# Exercise goal
Copy the material that follows word for word and omit its pictures.
* BEGIN *
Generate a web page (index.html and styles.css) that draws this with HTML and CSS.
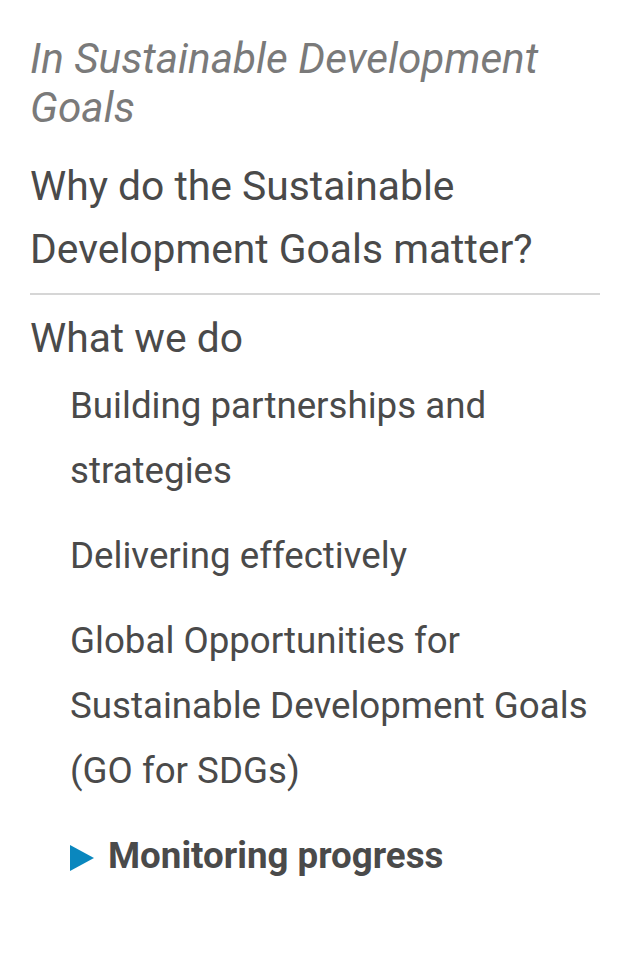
FILE: index.html
```html
<!DOCTYPE html>
<html>
<head>
<meta charset="utf-8">
<link rel="stylesheet" href="styles.css">
</head>
<body>
<nav class="side">
  <p class="parent">In Sustainable Development Goals</p>
  <ul class="menu">
    <li class="item sep"><a href="#">Why do the Sustainable Development Goals matter?</a></li>
    <li class="item">
      <a href="#">What we do</a>
      <ul class="sub">
        <li><a href="#">Building partnerships and strategies</a></li>
        <li><a href="#">Delivering effectively</a></li>
        <li><a href="#">Global Opportunities for Sustainable Development Goals (GO for SDGs)</a></li>
        <li class="active"><span class="tri"></span><a href="#">Monitoring progress</a></li>
      </ul>
    </li>
  </ul>
</nav>
</body>
</html>
```
FILE: styles.css
```css
html, body { margin: 0; padding: 0; background: #fff; }
body { font-family: Roboto, "Noto Sans", sans-serif; color: #4a4a4a; }
.side { padding: 34px 21px 0 30px; }
.parent { margin: 0; font-style: italic; font-size: 42.3px; line-height: 49px; color: #7a7a7a; }
.menu, .sub { list-style: none; margin: 0; padding: 0; }
a { color: inherit; text-decoration: none; }
.item > a { display: block; font-size: 40.8px; line-height: 63px; }
.menu { margin-top: 23px; }
.sep { border-bottom: 2px solid #d6d6d6; padding-bottom: 12px; margin-bottom: 12px; }
.sub { padding-left: 40px; margin-top: 3px; }
.sub li { font-size: 36.7px; line-height: 65px; margin-top: 20px; }
.sub li:first-child { margin-top: 0; }
.sub .active { display: flex; align-items: center; gap: 14px; font-weight: 700; }
.tri { width: 0; height: 0; margin-top: 4px; border-left: 24px solid #0a87be; border-top: 13px solid transparent; border-bottom: 13px solid transparent; }
```
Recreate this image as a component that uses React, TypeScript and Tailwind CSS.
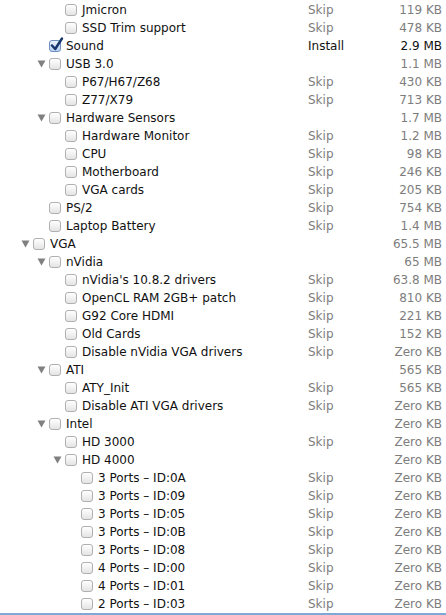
import React from "react";

interface Item {
  name: string;
  level: number;
  arrow?: boolean;
  checked?: boolean;
  action?: string;
  size: string;
}

const items: Item[] = [
  { name: "Jmicron", level: 2, action: "Skip", size: "119 KB" },
  { name: "SSD Trim support", level: 2, action: "Skip", size: "478 KB" },
  { name: "Sound", level: 1, checked: true, action: "Install", size: "2.9 MB" },
  { name: "USB 3.0", level: 1, arrow: true, size: "1.1 MB" },
  { name: "P67/H67/Z68", level: 2, action: "Skip", size: "430 KB" },
  { name: "Z77/X79", level: 2, action: "Skip", size: "713 KB" },
  { name: "Hardware Sensors", level: 1, arrow: true, size: "1.7 MB" },
  { name: "Hardware Monitor", level: 2, action: "Skip", size: "1.2 MB" },
  { name: "CPU", level: 2, action: "Skip", size: "98 KB" },
  { name: "Motherboard", level: 2, action: "Skip", size: "246 KB" },
  { name: "VGA cards", level: 2, action: "Skip", size: "205 KB" },
  { name: "PS/2", level: 1, action: "Skip", size: "754 KB" },
  { name: "Laptop Battery", level: 1, action: "Skip", size: "1.4 MB" },
  { name: "VGA", level: 0, arrow: true, size: "65.5 MB" },
  { name: "nVidia", level: 1, arrow: true, size: "65 MB" },
  { name: "nVidia's 10.8.2 drivers", level: 2, action: "Skip", size: "63.8 MB" },
  { name: "OpenCL RAM 2GB+ patch", level: 2, action: "Skip", size: "810 KB" },
  { name: "G92 Core HDMI", level: 2, action: "Skip", size: "221 KB" },
  { name: "Old Cards", level: 2, action: "Skip", size: "152 KB" },
  { name: "Disable nVidia VGA drivers", level: 2, action: "Skip", size: "Zero KB" },
  { name: "ATI", level: 1, arrow: true, size: "565 KB" },
  { name: "ATY_Init", level: 2, action: "Skip", size: "565 KB" },
  { name: "Disable ATI VGA drivers", level: 2, action: "Skip", size: "Zero KB" },
  { name: "Intel", level: 1, arrow: true, size: "Zero KB" },
  { name: "HD 3000", level: 2, action: "Skip", size: "Zero KB" },
  { name: "HD 4000", level: 2, arrow: true, size: "Zero KB" },
  { name: "3 Ports – ID:0A", level: 3, action: "Skip", size: "Zero KB" },
  { name: "3 Ports – ID:09", level: 3, action: "Skip", size: "Zero KB" },
  { name: "3 Ports – ID:05", level: 3, action: "Skip", size: "Zero KB" },
  { name: "3 Ports – ID:0B", level: 3, action: "Skip", size: "Zero KB" },
  { name: "3 Ports – ID:08", level: 3, action: "Skip", size: "Zero KB" },
  { name: "4 Ports – ID:00", level: 3, action: "Skip", size: "Zero KB" },
  { name: "4 Ports – ID:01", level: 3, action: "Skip", size: "Zero KB" },
  { name: "2 Ports – ID:03", level: 3, action: "Skip", size: "Zero KB" },
];

const indent = ["pl-[21px]", "pl-[37px]", "pl-[53px]", "pl-[69px]"];

const Checkbox: React.FC<{ checked?: boolean }> = ({ checked }) =>
  checked ? (
    <div className="relative w-[12px] h-[12px] rounded-[3px] border border-[#6b8fc2] bg-gradient-to-b from-[#eaf2fc] to-[#b9d1ee]">
      <svg className="absolute left-[0px] top-[-4px]" width="14" height="15" viewBox="0 0 14 15">
        <path d="M2 8.5 L5.2 12 L12 1.5" fill="none" stroke="#14346a" strokeWidth="2.4" strokeLinecap="round" strokeLinejoin="round" />
      </svg>
    </div>
  ) : (
    <div className="w-[12px] h-[12px] rounded-[3px] border border-[#b0b0b0] bg-gradient-to-b from-white to-[#e4e4e4]" />
  );

const Arrow: React.FC = () => (
  <svg width="9" height="8" viewBox="0 0 9 8">
    <path d="M0.5 0.5 H8.5 L4.5 7.5 Z" fill="#808080" />
  </svg>
);

export default function App() {
  return (
    <div className="w-[446px] h-[615px] pt-[1px] bg-white overflow-hidden font-['DejaVu_Sans',sans-serif] text-[12px]">
      {items.map((item, i) => (
        <div key={i} className="flex items-center h-[18px]">
          <div className={`flex items-center flex-1 ${indent[item.level]}`}>
            <div className="w-[12px] flex items-center">{item.arrow && <Arrow />}</div>
            <Checkbox checked={item.checked} />
            <span className="ml-[5px] text-[#111]">{item.name}</span>
          </div>
          <div className={`w-[80px] ${item.checked ? "text-[#111]" : "text-[#7d7d7d]"}`}>{item.action}</div>
          <div className={`w-[54px] mr-[4px] text-right ${item.checked ? "text-[#111]" : "text-[#7d7d7d]"}`}>{item.size}</div>
        </div>
      ))}
      <div className="h-[2px] bg-[#7fa8d6]" />
    </div>
  );
}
* END *
# Solution to this task
Generate a web page (index.html and styles.css) that draws this with HTML and CSS.
FILE: index.html
```html
<!DOCTYPE html>
<html>
<head>
<meta charset="utf-8">
<link rel="stylesheet" href="styles.css">
</head>
<body>
<nav class="side">
  <p class="parent">In Sustainable Development Goals</p>
  <ul class="menu">
    <li class="item sep"><a href="#">Why do the Sustainable Development Goals matter?</a></li>
    <li class="item">
      <a href="#">What we do</a>
      <ul class="sub">
        <li><a href="#">Building partnerships and strategies</a></li>
        <li><a href="#">Delivering effectively</a></li>
        <li><a href="#">Global Opportunities for Sustainable Development Goals (GO for SDGs)</a></li>
        <li class="active"><span class="tri"></span><a href="#">Monitoring progress</a></li>
      </ul>
    </li>
  </ul>
</nav>
</body>
</html>
```
FILE: styles.css
```css
html, body { margin: 0; padding: 0; background: #fff; }
body { font-family: Roboto, "Noto Sans", sans-serif; color: #4a4a4a; }
.side { padding: 34px 21px 0 30px; }
.parent { margin: 0; font-style: italic; font-size: 42.3px; line-height: 49px; color: #7a7a7a; }
.menu, .sub { list-style: none; margin: 0; padding: 0; }
a { color: inherit; text-decoration: none; }
.item > a { display: block; font-size: 40.8px; line-height: 63px; }
.menu { margin-top: 23px; }
.sep { border-bottom: 2px solid #d6d6d6; padding-bottom: 12px; margin-bottom: 12px; }
.sub { padding-left: 40px; margin-top: 3px; }
.sub li { font-size: 36.7px; line-height: 65px; margin-top: 20px; }
.sub li:first-child { margin-top: 0; }
.sub .active { display: flex; align-items: center; gap: 14px; font-weight: 700; }
.tri { width: 0; height: 0; margin-top: 4px; border-left: 24px solid #0a87be; border-top: 13px solid transparent; border-bottom: 13px solid transparent; }
```
Recreate this image as a component that uses React, TypeScript and Tailwind CSS.
import React from "react";

interface Item {
  name: string;
  level: number;
  arrow?: boolean;
  checked?: boolean;
  action?: string;
  size: string;
}

const items: Item[] = [
  { name: "Jmicron", level: 2, action: "Skip", size: "119 KB" },
  { name: "SSD Trim support", level: 2, action: "Skip", size: "478 KB" },
  { name: "Sound", level: 1, checked: true, action: "Install", size: "2.9 MB" },
  { name: "USB 3.0", level: 1, arrow: true, size: "1.1 MB" },
  { name: "P67/H67/Z68", level: 2, action: "Skip", size: "430 KB" },
  { name: "Z77/X79", level: 2, action: "Skip", size: "713 KB" },
  { name: "Hardware Sensors", level: 1, arrow: true, size: "1.7 MB" },
  { name: "Hardware Monitor", level: 2, action: "Skip", size: "1.2 MB" },
  { name: "CPU", level: 2, action: "Skip", size: "98 KB" },
  { name: "Motherboard", level: 2, action: "Skip", size: "246 KB" },
  { name: "VGA cards", level: 2, action: "Skip", size: "205 KB" },
  { name: "PS/2", level: 1, action: "Skip", size: "754 KB" },
  { name: "Laptop Battery", level: 1, action: "Skip", size: "1.4 MB" },
  { name: "VGA", level: 0, arrow: true, size: "65.5 MB" },
  { name: "nVidia", level: 1, arrow: true, size: "65 MB" },
  { name: "nVidia's 10.8.2 drivers", level: 2, action: "Skip", size: "63.8 MB" },
  { name: "OpenCL RAM 2GB+ patch", level: 2, action: "Skip", size: "810 KB" },
  { name: "G92 Core HDMI", level: 2, action: "Skip", size: "221 KB" },
  { name: "Old Cards", level: 2, action: "Skip", size: "152 KB" },
  { name: "Disable nVidia VGA drivers", level: 2, action: "Skip", size: "Zero KB" },
  { name: "ATI", level: 1, arrow: true, size: "565 KB" },
  { name: "ATY_Init", level: 2, action: "Skip", size: "565 KB" },
  { name: "Disable ATI VGA drivers", level: 2, action: "Skip", size: "Zero KB" },
  { name: "Intel", level: 1, arrow: true, size: "Zero KB" },
  { name: "HD 3000", level: 2, action: "Skip", size: "Zero KB" },
  { name: "HD 4000", level: 2, arrow: true, size: "Zero KB" },
  { name: "3 Ports – ID:0A", level: 3, action: "Skip", size: "Zero KB" },
  { name: "3 Ports – ID:09", level: 3, action: "Skip", size: "Zero KB" },
  { name: "3 Ports – ID:05", level: 3, action: "Skip", size: "Zero KB" },
  { name: "3 Ports – ID:0B", level: 3, action: "Skip", size: "Zero KB" },
  { name: "3 Ports – ID:08", level: 3, action: "Skip", size: "Zero KB" },
  { name: "4 Ports – ID:00", level: 3, action: "Skip", size: "Zero KB" },
  { name: "4 Ports – ID:01", level: 3, action: "Skip", size: "Zero KB" },
  { name: "2 Ports – ID:03", level: 3, action: "Skip", size: "Zero KB" },
];

const indent = ["pl-[21px]", "pl-[37px]", "pl-[53px]", "pl-[69px]"];

const Checkbox: React.FC<{ checked?: boolean }> = ({ checked }) =>
  checked ? (
    <div className="relative w-[12px] h-[12px] rounded-[3px] border border-[#6b8fc2] bg-gradient-to-b from-[#eaf2fc] to-[#b9d1ee]">
      <svg className="absolute left-[0px] top-[-4px]" width="14" height="15" viewBox="0 0 14 15">
        <path d="M2 8.5 L5.2 12 L12 1.5" fill="none" stroke="#14346a" strokeWidth="2.4" strokeLinecap="round" strokeLinejoin="round" />
      </svg>
    </div>
  ) : (
    <div className="w-[12px] h-[12px] rounded-[3px] border border-[#b0b0b0] bg-gradient-to-b from-white to-[#e4e4e4]" />
  );

const Arrow: React.FC = () => (
  <svg width="9" height="8" viewBox="0 0 9 8">
    <path d="M0.5 0.5 H8.5 L4.5 7.5 Z" fill="#808080" />
  </svg>
);

export default function App() {
  return (
    <div className="w-[446px] h-[615px] pt-[1px] bg-white overflow-hidden font-['DejaVu_Sans',sans-serif] text-[12px]">
      {items.map((item, i) => (
        <div key={i} className="flex items-center h-[18px]">
          <div className={`flex items-center flex-1 ${indent[item.level]}`}>
            <div className="w-[12px] flex items-center">{item.arrow && <Arrow />}</div>
            <Checkbox checked={item.checked} />
            <span className="ml-[5px] text-[#111]">{item.name}</span>
          </div>
          <div className={`w-[80px] ${item.checked ? "text-[#111]" : "text-[#7d7d7d]"}`}>{item.action}</div>
          <div className={`w-[54px] mr-[4px] text-right ${item.checked ? "text-[#111]" : "text-[#7d7d7d]"}`}>{item.size}</div>
        </div>
      ))}
      <div className="h-[2px] bg-[#7fa8d6]" />
    </div>
  );
}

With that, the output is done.